Illana produced a tiny spoon from somewhere and set to stirring her tea counterclockwise. “Charles Denton, like you, loathes the place he came from. He lost his first girlfriend, Savannah, because of your father. When Moonset revealed themselves, Charles stood up against his brother’s actions, but Cyrus’s crimes still took everything from him. His wife was weak, and ran, but Charles was stubborn. This was his home, and he would not be run off. But he did turn his back on our world, and gave up his magic completely. Now he’s refusing to speak with us, or help us understand what happened to his son.”
It was like someone had run their finger up my spine. You could do that? Just walk away? I licked my lips. “He didn’t have a coven, though. Did he? He wasn’t bound up with someone else’s fate?”
Illana sat back, the spoon being swallowed up into her palm and spirited away l
ike a magician’s sleight of hand. Something in my expression made the tension in her mouth evaporate. “He’s alone,” she confirmed.
Then our situations weren’t the same at all. It wasn’t just the Coven bond, but the curse laid over the top of it that kept the five of us together. Splitting up only put other people in danger. The others would never let me go—even if they could.

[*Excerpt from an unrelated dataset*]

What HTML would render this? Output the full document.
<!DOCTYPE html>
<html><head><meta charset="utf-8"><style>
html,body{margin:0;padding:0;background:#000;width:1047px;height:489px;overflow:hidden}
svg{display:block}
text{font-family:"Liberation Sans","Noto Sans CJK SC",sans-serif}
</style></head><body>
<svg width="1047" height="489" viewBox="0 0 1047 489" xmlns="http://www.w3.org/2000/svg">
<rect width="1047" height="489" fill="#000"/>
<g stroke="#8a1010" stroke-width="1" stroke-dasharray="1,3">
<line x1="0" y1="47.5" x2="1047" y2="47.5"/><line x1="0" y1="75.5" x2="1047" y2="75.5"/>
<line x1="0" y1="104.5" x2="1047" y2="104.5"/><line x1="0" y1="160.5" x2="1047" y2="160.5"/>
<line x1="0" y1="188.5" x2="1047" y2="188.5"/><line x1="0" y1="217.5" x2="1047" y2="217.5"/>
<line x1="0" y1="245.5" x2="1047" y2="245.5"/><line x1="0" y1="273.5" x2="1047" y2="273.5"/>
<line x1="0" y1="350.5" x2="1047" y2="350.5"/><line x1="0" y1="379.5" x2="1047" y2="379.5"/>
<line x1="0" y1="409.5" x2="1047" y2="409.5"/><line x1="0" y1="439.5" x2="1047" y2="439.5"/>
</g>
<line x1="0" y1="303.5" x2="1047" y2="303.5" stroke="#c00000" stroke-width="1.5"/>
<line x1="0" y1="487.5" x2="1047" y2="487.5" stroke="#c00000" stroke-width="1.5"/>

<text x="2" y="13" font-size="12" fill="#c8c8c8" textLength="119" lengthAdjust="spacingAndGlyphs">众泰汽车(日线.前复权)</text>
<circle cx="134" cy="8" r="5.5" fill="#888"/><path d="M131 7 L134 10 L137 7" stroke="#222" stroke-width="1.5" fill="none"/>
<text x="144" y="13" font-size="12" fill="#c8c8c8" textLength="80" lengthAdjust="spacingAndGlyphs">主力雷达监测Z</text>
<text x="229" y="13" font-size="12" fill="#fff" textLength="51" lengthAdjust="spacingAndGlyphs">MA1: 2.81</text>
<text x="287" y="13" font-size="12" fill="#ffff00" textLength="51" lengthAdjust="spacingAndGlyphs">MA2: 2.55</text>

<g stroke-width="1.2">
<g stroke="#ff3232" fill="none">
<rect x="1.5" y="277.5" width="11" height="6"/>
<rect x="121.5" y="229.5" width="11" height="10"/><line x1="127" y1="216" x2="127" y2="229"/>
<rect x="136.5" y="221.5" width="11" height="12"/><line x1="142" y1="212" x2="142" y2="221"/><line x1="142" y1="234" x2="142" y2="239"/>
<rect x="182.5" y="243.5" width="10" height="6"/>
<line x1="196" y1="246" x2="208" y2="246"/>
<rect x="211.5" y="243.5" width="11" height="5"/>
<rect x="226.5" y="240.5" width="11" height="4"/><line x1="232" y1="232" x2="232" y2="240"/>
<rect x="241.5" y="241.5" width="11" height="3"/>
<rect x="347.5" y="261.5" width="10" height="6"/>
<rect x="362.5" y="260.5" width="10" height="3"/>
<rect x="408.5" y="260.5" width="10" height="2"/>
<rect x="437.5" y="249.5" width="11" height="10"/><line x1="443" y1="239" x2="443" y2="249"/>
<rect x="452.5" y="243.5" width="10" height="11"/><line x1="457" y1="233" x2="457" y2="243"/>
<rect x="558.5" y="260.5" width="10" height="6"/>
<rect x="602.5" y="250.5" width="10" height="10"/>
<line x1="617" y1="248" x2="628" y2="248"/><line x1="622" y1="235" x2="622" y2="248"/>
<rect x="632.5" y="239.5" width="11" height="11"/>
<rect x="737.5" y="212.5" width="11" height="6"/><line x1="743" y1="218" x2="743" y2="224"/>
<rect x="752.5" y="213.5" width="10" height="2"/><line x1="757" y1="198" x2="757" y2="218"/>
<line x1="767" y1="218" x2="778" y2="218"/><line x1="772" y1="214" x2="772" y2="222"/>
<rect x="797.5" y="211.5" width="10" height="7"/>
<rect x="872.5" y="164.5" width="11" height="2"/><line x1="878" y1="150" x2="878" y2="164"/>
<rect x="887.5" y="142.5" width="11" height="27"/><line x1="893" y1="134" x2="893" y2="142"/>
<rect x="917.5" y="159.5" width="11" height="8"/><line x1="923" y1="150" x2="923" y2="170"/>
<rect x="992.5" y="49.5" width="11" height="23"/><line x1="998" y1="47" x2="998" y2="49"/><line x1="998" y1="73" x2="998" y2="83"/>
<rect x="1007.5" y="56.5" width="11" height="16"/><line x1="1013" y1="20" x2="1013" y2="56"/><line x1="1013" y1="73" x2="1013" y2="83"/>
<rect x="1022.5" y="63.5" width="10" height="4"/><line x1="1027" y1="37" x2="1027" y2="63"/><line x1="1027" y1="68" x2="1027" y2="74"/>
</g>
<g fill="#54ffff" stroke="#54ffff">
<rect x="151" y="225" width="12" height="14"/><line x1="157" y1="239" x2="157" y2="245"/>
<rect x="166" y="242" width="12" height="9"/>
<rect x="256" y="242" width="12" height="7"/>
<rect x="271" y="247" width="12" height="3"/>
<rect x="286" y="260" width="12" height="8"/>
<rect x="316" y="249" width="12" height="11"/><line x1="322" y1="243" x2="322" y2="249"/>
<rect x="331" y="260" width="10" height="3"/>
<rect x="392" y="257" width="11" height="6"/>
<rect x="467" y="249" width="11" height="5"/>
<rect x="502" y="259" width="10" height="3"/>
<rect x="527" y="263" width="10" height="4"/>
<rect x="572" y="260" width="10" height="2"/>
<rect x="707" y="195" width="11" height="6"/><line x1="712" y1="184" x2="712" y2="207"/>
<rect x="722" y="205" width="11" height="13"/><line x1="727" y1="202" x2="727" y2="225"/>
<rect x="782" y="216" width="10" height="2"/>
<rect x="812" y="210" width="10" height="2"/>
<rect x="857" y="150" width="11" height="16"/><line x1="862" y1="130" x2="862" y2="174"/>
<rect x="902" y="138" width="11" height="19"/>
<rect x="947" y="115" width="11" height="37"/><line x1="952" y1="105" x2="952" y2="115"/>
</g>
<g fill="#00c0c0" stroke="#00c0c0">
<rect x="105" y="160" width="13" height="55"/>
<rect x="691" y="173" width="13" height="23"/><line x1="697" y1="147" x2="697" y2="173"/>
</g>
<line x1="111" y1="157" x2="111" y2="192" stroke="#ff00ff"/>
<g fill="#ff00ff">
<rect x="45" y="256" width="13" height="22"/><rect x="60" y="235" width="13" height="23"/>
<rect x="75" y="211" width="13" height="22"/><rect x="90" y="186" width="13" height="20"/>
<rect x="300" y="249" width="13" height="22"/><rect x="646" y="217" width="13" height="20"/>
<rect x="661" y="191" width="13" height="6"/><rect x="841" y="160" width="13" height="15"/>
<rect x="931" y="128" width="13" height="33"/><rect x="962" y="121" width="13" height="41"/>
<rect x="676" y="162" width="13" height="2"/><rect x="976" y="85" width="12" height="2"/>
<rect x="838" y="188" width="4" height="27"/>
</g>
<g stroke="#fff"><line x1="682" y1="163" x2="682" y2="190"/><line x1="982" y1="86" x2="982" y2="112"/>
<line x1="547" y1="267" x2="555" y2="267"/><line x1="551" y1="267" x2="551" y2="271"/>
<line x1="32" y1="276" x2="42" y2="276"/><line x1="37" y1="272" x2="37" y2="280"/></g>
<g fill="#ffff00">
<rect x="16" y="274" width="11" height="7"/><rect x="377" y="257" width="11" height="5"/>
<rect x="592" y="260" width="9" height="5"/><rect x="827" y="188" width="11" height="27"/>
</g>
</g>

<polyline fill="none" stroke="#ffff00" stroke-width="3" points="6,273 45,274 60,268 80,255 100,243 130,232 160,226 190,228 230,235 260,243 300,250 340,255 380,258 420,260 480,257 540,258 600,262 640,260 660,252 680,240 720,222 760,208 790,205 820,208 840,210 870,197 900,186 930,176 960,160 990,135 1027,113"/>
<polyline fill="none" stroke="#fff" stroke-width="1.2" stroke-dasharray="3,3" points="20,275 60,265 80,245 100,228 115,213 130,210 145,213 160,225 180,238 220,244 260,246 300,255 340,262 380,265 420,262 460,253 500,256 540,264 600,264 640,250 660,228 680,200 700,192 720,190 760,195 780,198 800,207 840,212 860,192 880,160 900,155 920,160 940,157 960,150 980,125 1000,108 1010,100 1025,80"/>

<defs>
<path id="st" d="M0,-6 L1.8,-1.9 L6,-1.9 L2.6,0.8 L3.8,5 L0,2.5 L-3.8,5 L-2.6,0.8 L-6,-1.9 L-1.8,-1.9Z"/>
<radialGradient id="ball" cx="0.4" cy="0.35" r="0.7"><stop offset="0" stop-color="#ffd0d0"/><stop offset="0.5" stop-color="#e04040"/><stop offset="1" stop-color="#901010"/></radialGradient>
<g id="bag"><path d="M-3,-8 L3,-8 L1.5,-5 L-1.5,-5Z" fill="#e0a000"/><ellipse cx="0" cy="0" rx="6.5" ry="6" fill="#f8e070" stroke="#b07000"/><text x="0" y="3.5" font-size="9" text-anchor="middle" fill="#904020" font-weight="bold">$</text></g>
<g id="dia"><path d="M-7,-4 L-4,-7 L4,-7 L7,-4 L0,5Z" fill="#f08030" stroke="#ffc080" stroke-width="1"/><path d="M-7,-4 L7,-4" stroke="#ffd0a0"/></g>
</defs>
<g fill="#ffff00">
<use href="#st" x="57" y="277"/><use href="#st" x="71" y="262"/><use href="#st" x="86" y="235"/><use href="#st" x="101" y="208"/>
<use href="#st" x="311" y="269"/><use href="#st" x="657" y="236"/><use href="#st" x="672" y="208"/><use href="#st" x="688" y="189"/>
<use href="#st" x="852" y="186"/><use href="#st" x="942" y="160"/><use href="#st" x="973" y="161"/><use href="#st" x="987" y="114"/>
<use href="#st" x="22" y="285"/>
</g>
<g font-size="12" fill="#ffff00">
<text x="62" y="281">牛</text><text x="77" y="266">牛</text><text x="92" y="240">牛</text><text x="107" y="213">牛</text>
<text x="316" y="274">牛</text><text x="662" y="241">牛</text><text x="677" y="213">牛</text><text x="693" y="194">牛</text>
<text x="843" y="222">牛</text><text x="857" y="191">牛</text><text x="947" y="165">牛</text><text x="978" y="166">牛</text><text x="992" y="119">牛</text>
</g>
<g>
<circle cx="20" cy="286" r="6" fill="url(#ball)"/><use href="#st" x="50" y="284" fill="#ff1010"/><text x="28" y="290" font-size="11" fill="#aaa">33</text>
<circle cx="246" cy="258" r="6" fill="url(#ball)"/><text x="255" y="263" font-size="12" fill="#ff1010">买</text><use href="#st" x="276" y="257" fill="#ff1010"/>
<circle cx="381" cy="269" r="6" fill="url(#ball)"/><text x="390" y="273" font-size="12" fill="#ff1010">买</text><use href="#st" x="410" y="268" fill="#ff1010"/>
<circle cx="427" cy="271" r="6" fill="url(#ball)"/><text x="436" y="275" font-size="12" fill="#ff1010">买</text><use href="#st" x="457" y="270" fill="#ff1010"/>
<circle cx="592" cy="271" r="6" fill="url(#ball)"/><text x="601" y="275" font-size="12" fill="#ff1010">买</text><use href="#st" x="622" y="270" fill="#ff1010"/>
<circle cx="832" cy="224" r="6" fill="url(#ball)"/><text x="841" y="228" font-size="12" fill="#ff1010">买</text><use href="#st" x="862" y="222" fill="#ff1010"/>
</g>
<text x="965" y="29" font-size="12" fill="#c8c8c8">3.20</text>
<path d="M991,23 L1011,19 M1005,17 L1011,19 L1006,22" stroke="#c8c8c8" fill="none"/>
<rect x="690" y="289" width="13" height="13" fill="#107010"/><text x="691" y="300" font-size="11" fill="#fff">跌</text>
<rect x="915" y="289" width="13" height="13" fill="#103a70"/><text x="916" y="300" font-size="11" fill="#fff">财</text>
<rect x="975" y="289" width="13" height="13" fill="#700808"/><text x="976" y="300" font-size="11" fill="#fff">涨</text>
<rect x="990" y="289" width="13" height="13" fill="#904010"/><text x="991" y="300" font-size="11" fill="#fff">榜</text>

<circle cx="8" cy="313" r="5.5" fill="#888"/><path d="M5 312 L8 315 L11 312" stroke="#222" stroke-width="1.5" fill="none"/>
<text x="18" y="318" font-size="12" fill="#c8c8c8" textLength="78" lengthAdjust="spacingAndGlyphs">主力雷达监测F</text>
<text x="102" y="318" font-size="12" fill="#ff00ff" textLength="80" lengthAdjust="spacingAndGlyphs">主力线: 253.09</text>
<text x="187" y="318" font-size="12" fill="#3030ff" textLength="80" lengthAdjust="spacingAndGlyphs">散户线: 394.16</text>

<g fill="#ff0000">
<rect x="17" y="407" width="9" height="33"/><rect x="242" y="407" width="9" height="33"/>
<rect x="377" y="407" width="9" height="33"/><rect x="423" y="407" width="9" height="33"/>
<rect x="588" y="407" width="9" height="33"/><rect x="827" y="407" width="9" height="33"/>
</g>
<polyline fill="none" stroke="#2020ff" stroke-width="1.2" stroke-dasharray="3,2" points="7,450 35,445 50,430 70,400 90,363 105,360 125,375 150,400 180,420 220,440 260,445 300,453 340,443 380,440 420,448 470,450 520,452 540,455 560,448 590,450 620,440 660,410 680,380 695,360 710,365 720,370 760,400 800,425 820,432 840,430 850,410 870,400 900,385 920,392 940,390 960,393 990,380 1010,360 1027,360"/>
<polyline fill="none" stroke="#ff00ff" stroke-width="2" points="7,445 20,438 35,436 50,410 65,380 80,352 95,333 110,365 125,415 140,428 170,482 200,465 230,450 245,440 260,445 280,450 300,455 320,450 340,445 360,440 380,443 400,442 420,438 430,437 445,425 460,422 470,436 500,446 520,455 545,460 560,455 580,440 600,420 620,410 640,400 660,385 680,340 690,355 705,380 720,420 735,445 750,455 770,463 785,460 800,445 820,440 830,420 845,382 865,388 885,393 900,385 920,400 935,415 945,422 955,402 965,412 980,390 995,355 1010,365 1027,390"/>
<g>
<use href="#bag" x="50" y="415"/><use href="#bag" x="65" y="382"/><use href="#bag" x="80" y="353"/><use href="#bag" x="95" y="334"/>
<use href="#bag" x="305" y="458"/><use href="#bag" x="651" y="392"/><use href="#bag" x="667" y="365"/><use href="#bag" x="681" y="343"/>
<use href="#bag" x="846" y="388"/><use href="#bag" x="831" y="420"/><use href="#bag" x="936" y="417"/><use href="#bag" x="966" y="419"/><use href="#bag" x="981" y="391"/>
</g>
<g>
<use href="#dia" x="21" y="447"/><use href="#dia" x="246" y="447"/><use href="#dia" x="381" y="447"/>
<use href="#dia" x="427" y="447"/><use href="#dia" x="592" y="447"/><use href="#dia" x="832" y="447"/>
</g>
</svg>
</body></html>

“You have an opportunity here.” Illana rose up with her teacup and saucer still in hand and walked into the kitchen. I got up and followed her, unsure of what else to do. She stood at the sink, carefully washing the cup out. “It’s natural to have questions. But how many people really know what they were like before they were Moonset? The men behind the monsters. Aren’t you curious?”
“And in exchange you want me to interrogate him about why Luca went psychotic?”
“Luca was in his right mind,” Illana said, turning. She was tall enough that she could look down on almost anyone, but she had to lift her chin to look at me. I couldn’t shake the feeling
that my response had let her down in some way. I didn’t owe the woman anything. She killed my parents. She’d played puppet master with my life since I was a kid. She wasn’t the kindly grandmother.
“They’re not my family,” I pointed out. “We just share a last name.”
“Family isn’t about what’s easy. It’s about what you do with the hard moments. How you surmount them,” Illana responded easily, like she expected my reticence all along. “You can try to run from this as long as you want, Malcolm, but you are one of them. It may be exactly the kind of shock that Charles needs to shake himself out of his … devolution.”
I huffed out a breath, leaned against the counter and grunted. “What do you want from me? All your files and notes about me, and not one of them told you how much I hate all of this?”